Environmental Defense released the report on the same day that Senator George Voinovich (R-OH), business leaders and Environmental Defense president Fred Krupp jointly announced the Diesel Emission Reduction Act of 2005.  The unique national legislation would provide federal support for community and business initiatives to lower  pollution from existing diesel engines.  Senators Thomas Carper (D-DE), Johnny Isakson (R-GA), Dianne Feinstein (D-CA), Hilary Clinton (D-NY) and Kay Bailey Hutchinson (R-TX) are co-sponsors of the bill.

"This bill relies on American ingenuity to accelerate the nation's transition to cleaner diesel engines and deliver healthier air to millions of Americans today," said Environmental Defense president Fred Krupp.  "We applaud Senator Voinovich for his leadership in bringing diverse interests together and forging common ground on a visionary clean air initiative for America."

"I would like to thank Environmental Defense for all the hard work they have put into making sure this legislation becomes a reality," said Senator Voinovich.  "The executive summary they provided on their recent study clearly lays out the need for a national program to cut pollution from today's existing diesel engines.  I look forward to continuing to work with Environmental Defense to ensure the passage and full funding of the Diesel Emissions Reduction Act of 2005."

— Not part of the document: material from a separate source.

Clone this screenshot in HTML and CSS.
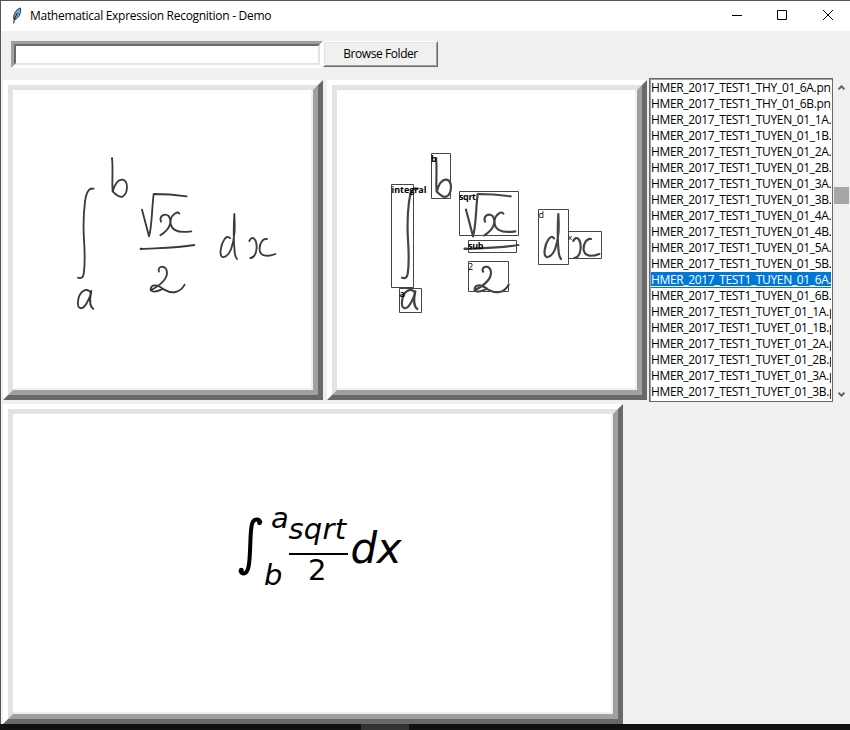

Cleaner Air for America examines the human health, policy and economic case for a national program to lower pollution from today's diesel engines.  The U.S. Environmental Protection Agency (EPA) estimates that by 2030, its landmark programs to reduce air pollution from new diesel buses, freight trucks and new nonroad diesel equipment will slash diesel emissions by more than 80% from 2000 levels thereby preventing over 20,000 premature deaths and half a million asthma attacks each year.  But because these standards apply only to new diesel engines and because existing diesel engines are so durable, the high levels of pollution from existing diesel sources will persist throughout the long lives of the engines in service today.

Cleaner Air for America demonstrates that each dollar invested in lowering pollution from existing diesel engines yields human health dividends of at least twelve-fold.  The legislation introduced today seeks to establish a national program that will provide $200 million annually over six years for communities and businesses to cut pollution from diesel vehicles and engines in use today.  This federal support will help speed the transition to healthier air.

Available technologies can reduce diesel pollution by up to 90%, bringing tremendous relief to any one who lives, works, attends school, or plays near diesel engines.  The report summarizes diesel pollution reduction projects that have been the proving grounds for a more comprehensive national program, including:

- programs in Seattle and Los Angles to reduce ship idling by providing shore- based electric power on docks;
- New York City's local law requiring diesel pollution reduction technologies on vehicles used in City public works construction contracts;
- Houston's efforts to retrofit, repower or replace old locomotives;
- the electrification of truck stops in Brooklyn, Georgia, North Carolina and South Carolina to reduce idling emissions, and;
- EPA's Clean Schoolbus USA program, which has made the ride to school healthier for kids in 47 communities across the country.